__Problem details__. Skip the pictures and repeat each line of the data exactly.

__Source data__.
* * * * * * * * *

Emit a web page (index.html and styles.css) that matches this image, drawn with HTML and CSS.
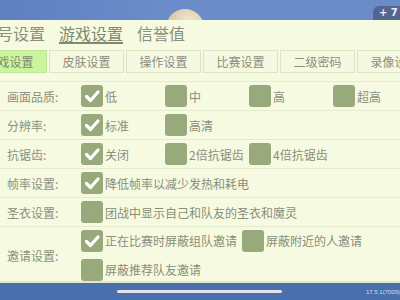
FILE: index.html
```html
<!DOCTYPE html>
<html>
<head>
<meta charset="utf-8">
<link rel="stylesheet" href="styles.css">
</head>
<body>
<div class="screen">
  <div class="sky">
    <div class="orb"></div>
    <div class="badge">+ 7</div>
  </div>
  <div class="panel">
    <div class="maintabs">
      <span class="mtab first">帐号设置</span>
      <span class="mtab active">游戏设置</span>
      <span class="mtab">信誉值</span>
    </div>
    <div class="subtabs">
      <div class="stab first active">游戏设置</div>
      <div class="stab">皮肤设置</div>
      <div class="stab">操作设置</div>
      <div class="stab">比赛设置</div>
      <div class="stab">二级密码</div>
      <div class="stab">录像设置</div>
    </div>
    <div class="rows">
      <div class="row">
        <div class="label">画面品质:</div>
        <div class="opts">
          <div class="opt"><span class="cb on"><svg viewBox="0 0 22 22"><path d="M5.5 11.5 L9.5 15.5 L17 7"/></svg></span>低</div>
          <div class="opt"><span class="cb"></span>中</div>
          <div class="opt"><span class="cb"></span>高</div>
          <div class="opt"><span class="cb"></span>超高</div>
        </div>
      </div>
      <div class="row">
        <div class="label">分辨率:</div>
        <div class="opts">
          <div class="opt"><span class="cb on"><svg viewBox="0 0 22 22"><path d="M5.5 11.5 L9.5 15.5 L17 7"/></svg></span>标准</div>
          <div class="opt"><span class="cb"></span>高清</div>
        </div>
      </div>
      <div class="row">
        <div class="label">抗锯齿:</div>
        <div class="opts">
          <div class="opt"><span class="cb on"><svg viewBox="0 0 22 22"><path d="M5.5 11.5 L9.5 15.5 L17 7"/></svg></span>关闭</div>
          <div class="opt"><span class="cb"></span>2倍抗锯齿</div>
          <div class="opt"><span class="cb"></span>4倍抗锯齿</div>
        </div>
      </div>
      <div class="row">
        <div class="label">帧率设置:</div>
        <div class="flow">
          <div class="opt"><span class="cb on"><svg viewBox="0 0 22 22"><path d="M5.5 11.5 L9.5 15.5 L17 7"/></svg></span>降低帧率以减少发热和耗电</div>
        </div>
      </div>
      <div class="row">
        <div class="label">圣衣设置:</div>
        <div class="flow">
          <div class="opt"><span class="cb"></span>团战中显示自己和队友的圣衣和魔灵</div>
        </div>
      </div>
      <div class="row tall">
        <div class="label">邀请设置:</div>
        <div class="lines">
          <div class="flow">
            <div class="opt"><span class="cb on"><svg viewBox="0 0 22 22"><path d="M5.5 11.5 L9.5 15.5 L17 7"/></svg></span>正在比赛时屏蔽组队邀请</div>
            <div class="opt"><span class="cb"></span>屏蔽附近的人邀请</div>
          </div>
          <div class="flow">
            <div class="opt"><span class="cb"></span>屏蔽推荐队友邀请</div>
          </div>
        </div>
      </div>
    </div>
  </div>
  <div class="footer">
    <div class="progress"></div>
    <span class="ver">17.5.1(7009)</span>
  </div>
</div>
</body>
</html>
```

FILE: styles.css
```css
* { box-sizing: border-box; }
html, body { margin: 0; padding: 0; }
body {
  width: 400px;
  height: 300px;
  overflow: hidden;
  font-family: "Noto Sans CJK SC", "Noto Sans", sans-serif;
  background: #4a6fae;
}
.screen {
  width: 400px;
  height: 300px;
  display: flex;
  flex-direction: column;
  overflow: hidden;
}
.sky {
  position: relative;
  height: 20px;
  flex: none;
  background: linear-gradient(90deg, #5f7fc0 0%, #6b8bc9 40%, #6c8cc8 100%);
  overflow: hidden;
}
.orb {
  position: absolute;
  left: 166px;
  top: 9px;
  width: 38px;
  height: 38px;
  border-radius: 50%;
  background: radial-gradient(circle at 60% 35%, #f3ead2 0%, #d9ccaa 55%, #b7a888 100%);
}
.badge {
  position: absolute;
  right: -6px;
  top: 6px;
  width: 33px;
  height: 20px;
  border-radius: 6px;
  background: #54668f;
  color: #e8ecf4;
  font-family: "DejaVu Sans", sans-serif;
  font-weight: bold;
  font-size: 10px;
  line-height: 14px;
  padding-left: 6px;
}
.panel {
  height: 263px;
  flex: none;
  background: #f6fae1;
  border-bottom: 2px solid #e3e8cc;
  overflow: hidden;
}
.maintabs {
  display: flex;
  gap: 14px;
  padding-top: 5px;
  height: 30px;
  white-space: nowrap;
}
.mtab {
  font-size: 16px;
  line-height: 17px;
  height: 19px;
  color: #8a8e7c;
  flex: none;
}
.mtab.first { margin-left: -19px; }
.mtab.active {
  color: #7f8870;
  border-bottom: 2px solid #7f8a6c;
}
.subtabs {
  display: flex;
  gap: 2px;
  height: 23px;
  white-space: nowrap;
}
.stab {
  flex: none;
  width: 75px;
  height: 23px;
  border: 1px solid #dde4c3;
  background: #f6f9e2;
  font-size: 12px;
  line-height: 21px;
  text-align: center;
  color: #8a8e7c;
}
.stab.first { margin-left: -28px; }
.stab.active {
  background: #cbf59c;
  border-color: #c3e59a;
  color: #7f8a6e;
}
.rows {
  margin-top: 8px;
}
.row {
  display: flex;
  align-items: center;
  height: 29px;
  border-top: 1px solid #e6ebcf;
}
.row.tall {
  height: 57px;
}
.label {
  flex: none;
  width: 81px;
  padding-left: 7px;
  font-size: 12px;
  color: #8c907e;
  white-space: nowrap;
}
.opts {
  display: grid;
  grid-template-columns: repeat(4, 84px);
}
.opt {
  display: flex;
  align-items: center;
  gap: 2px;
  font-size: 12px;
  color: #8a8e7a;
  white-space: nowrap;
}
.flow {
  display: flex;
  align-items: center;
  gap: 5px;
  height: 28px;
}
.lines {
  display: flex;
  flex-direction: column;
  gap: 1px;
}
.cb {
  flex: none;
  width: 22px;
  height: 22px;
  border-radius: 3px;
  background: #98a97c;
  display: flex;
}
.cb svg {
  width: 22px;
  height: 22px;
}
.cb svg path {
  fill: none;
  stroke: #ffffff;
  stroke-width: 3.2;
  stroke-linecap: round;
  stroke-linejoin: round;
}
.footer {
  flex: 1;
  display: flex;
  align-items: center;
  background: #4a6fae;
  padding-left: 117px;
}
.progress {
  width: 166px;
  height: 3px;
  border-radius: 2px;
  background: #e3e4ea;
}
.ver {
  margin-left: 84px;
  font-family: "Liberation Sans", sans-serif;
  font-size: 6px;
  color: #d6dcea;
  white-space: nowrap;
}
```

* * * * * * * * *

__Final answer__.
Emit a web page (index.html and styles.css) that matches this image, drawn with HTML and CSS.
FILE: index.html
```html
<!DOCTYPE html>
<html>
<head>
<meta charset="utf-8">
<link rel="stylesheet" href="styles.css">
</head>
<body>
<div class="screen">
  <div class="sky">
    <div class="orb"></div>
    <div class="badge">+ 7</div>
  </div>
  <div class="panel">
    <div class="maintabs">
      <span class="mtab first">帐号设置</span>
      <span class="mtab active">游戏设置</span>
      <span class="mtab">信誉值</span>
    </div>
    <div class="subtabs">
      <div class="stab first active">游戏设置</div>
      <div class="stab">皮肤设置</div>
      <div class="stab">操作设置</div>
      <div class="stab">比赛设置</div>
      <div class="stab">二级密码</div>
      <div class="stab">录像设置</div>
    </div>
    <div class="rows">
      <div class="row">
        <div class="label">画面品质:</div>
        <div class="opts">
          <div class="opt"><span class="cb on"><svg viewBox="0 0 22 22"><path d="M5.5 11.5 L9.5 15.5 L17 7"/></svg></span>低</div>
          <div class="opt"><span class="cb"></span>中</div>
          <div class="opt"><span class="cb"></span>高</div>
          <div class="opt"><span class="cb"></span>超高</div>
        </div>
      </div>
      <div class="row">
        <div class="label">分辨率:</div>
        <div class="opts">
          <div class="opt"><span class="cb on"><svg viewBox="0 0 22 22"><path d="M5.5 11.5 L9.5 15.5 L17 7"/></svg></span>标准</div>
          <div class="opt"><span class="cb"></span>高清</div>
        </div>
      </div>
      <div class="row">
        <div class="label">抗锯齿:</div>
        <div class="opts">
          <div class="opt"><span class="cb on"><svg viewBox="0 0 22 22"><path d="M5.5 11.5 L9.5 15.5 L17 7"/></svg></span>关闭</div>
          <div class="opt"><span class="cb"></span>2倍抗锯齿</div>
          <div class="opt"><span class="cb"></span>4倍抗锯齿</div>
        </div>
      </div>
      <div class="row">
        <div class="label">帧率设置:</div>
        <div class="flow">
          <div class="opt"><span class="cb on"><svg viewBox="0 0 22 22"><path d="M5.5 11.5 L9.5 15.5 L17 7"/></svg></span>降低帧率以减少发热和耗电</div>
        </div>
      </div>
      <div class="row">
        <div class="label">圣衣设置:</div>
        <div class="flow">
          <div class="opt"><span class="cb"></span>团战中显示自己和队友的圣衣和魔灵</div>
        </div>
      </div>
      <div class="row tall">
        <div class="label">邀请设置:</div>
        <div class="lines">
          <div class="flow">
            <div class="opt"><span class="cb on"><svg viewBox="0 0 22 22"><path d="M5.5 11.5 L9.5 15.5 L17 7"/></svg></span>正在比赛时屏蔽组队邀请</div>
            <div class="opt"><span class="cb"></span>屏蔽附近的人邀请</div>
          </div>
          <div class="flow">
            <div class="opt"><span class="cb"></span>屏蔽推荐队友邀请</div>
          </div>
        </div>
      </div>
    </div>
  </div>
  <div class="footer">
    <div class="progress"></div>
    <span class="ver">17.5.1(7009)</span>
  </div>
</div>
</body>
</html>
```

FILE: styles.css
```css
* { box-sizing: border-box; }
html, body { margin: 0; padding: 0; }
body {
  width: 400px;
  height: 300px;
  overflow: hidden;
  font-family: "Noto Sans CJK SC", "Noto Sans", sans-serif;
  background: #4a6fae;
}
.screen {
  width: 400px;
  height: 300px;
  display: flex;
  flex-direction: column;
  overflow: hidden;
}
.sky {
  position: relative;
  height: 20px;
  flex: none;
  background: linear-gradient(90deg, #5f7fc0 0%, #6b8bc9 40%, #6c8cc8 100%);
  overflow: hidden;
}
.orb {
  position: absolute;
  left: 166px;
  top: 9px;
  width: 38px;
  height: 38px;
  border-radius: 50%;
  background: radial-gradient(circle at 60% 35%, #f3ead2 0%, #d9ccaa 55%, #b7a888 100%);
}
.badge {
  position: absolute;
  right: -6px;
  top: 6px;
  width: 33px;
  height: 20px;
  border-radius: 6px;
  background: #54668f;
  color: #e8ecf4;
  font-family: "DejaVu Sans", sans-serif;
  font-weight: bold;
  font-size: 10px;
  line-height: 14px;
  padding-left: 6px;
}
.panel {
  height: 263px;
  flex: none;
  background: #f6fae1;
  border-bottom: 2px solid #e3e8cc;
  overflow: hidden;
}
.maintabs {
  display: flex;
  gap: 14px;
  padding-top: 5px;
  height: 30px;
  white-space: nowrap;
}
.mtab {
  font-size: 16px;
  line-height: 17px;
  height: 19px;
  color: #8a8e7c;
  flex: none;
}
.mtab.first { margin-left: -19px; }
.mtab.active {
  color: #7f8870;
  border-bottom: 2px solid #7f8a6c;
}
.subtabs {
  display: flex;
  gap: 2px;
  height: 23px;
  white-space: nowrap;
}
.stab {
  flex: none;
  width: 75px;
  height: 23px;
  border: 1px solid #dde4c3;
  background: #f6f9e2;
  font-size: 12px;
  line-height: 21px;
  text-align: center;
  color: #8a8e7c;
}
.stab.first { margin-left: -28px; }
.stab.active {
  background: #cbf59c;
  border-color: #c3e59a;
  color: #7f8a6e;
}
.rows {
  margin-top: 8px;
}
.row {
  display: flex;
  align-items: center;
  height: 29px;
  border-top: 1px solid #e6ebcf;
}
.row.tall {
  height: 57px;
}
.label {
  flex: none;
  width: 81px;
  padding-left: 7px;
  font-size: 12px;
  color: #8c907e;
  white-space: nowrap;
}
.opts {
  display: grid;
  grid-template-columns: repeat(4, 84px);
}
.opt {
  display: flex;
  align-items: center;
  gap: 2px;
  font-size: 12px;
  color: #8a8e7a;
  white-space: nowrap;
}
.flow {
  display: flex;
  align-items: center;
  gap: 5px;
  height: 28px;
}
.lines {
  display: flex;
  flex-direction: column;
  gap: 1px;
}
.cb {
  flex: none;
  width: 22px;
  height: 22px;
  border-radius: 3px;
  background: #98a97c;
  display: flex;
}
.cb svg {
  width: 22px;
  height: 22px;
}
.cb svg path {
  fill: none;
  stroke: #ffffff;
  stroke-width: 3.2;
  stroke-linecap: round;
  stroke-linejoin: round;
}
.footer {
  flex: 1;
  display: flex;
  align-items: center;
  background: #4a6fae;
  padding-left: 117px;
}
.progress {
  width: 166px;
  height: 3px;
  border-radius: 2px;
  background: #e3e4ea;
}
.ver {
  margin-left: 84px;
  font-family: "Liberation Sans", sans-serif;
  font-size: 6px;
  color: #d6dcea;
  white-space: nowrap;
}
```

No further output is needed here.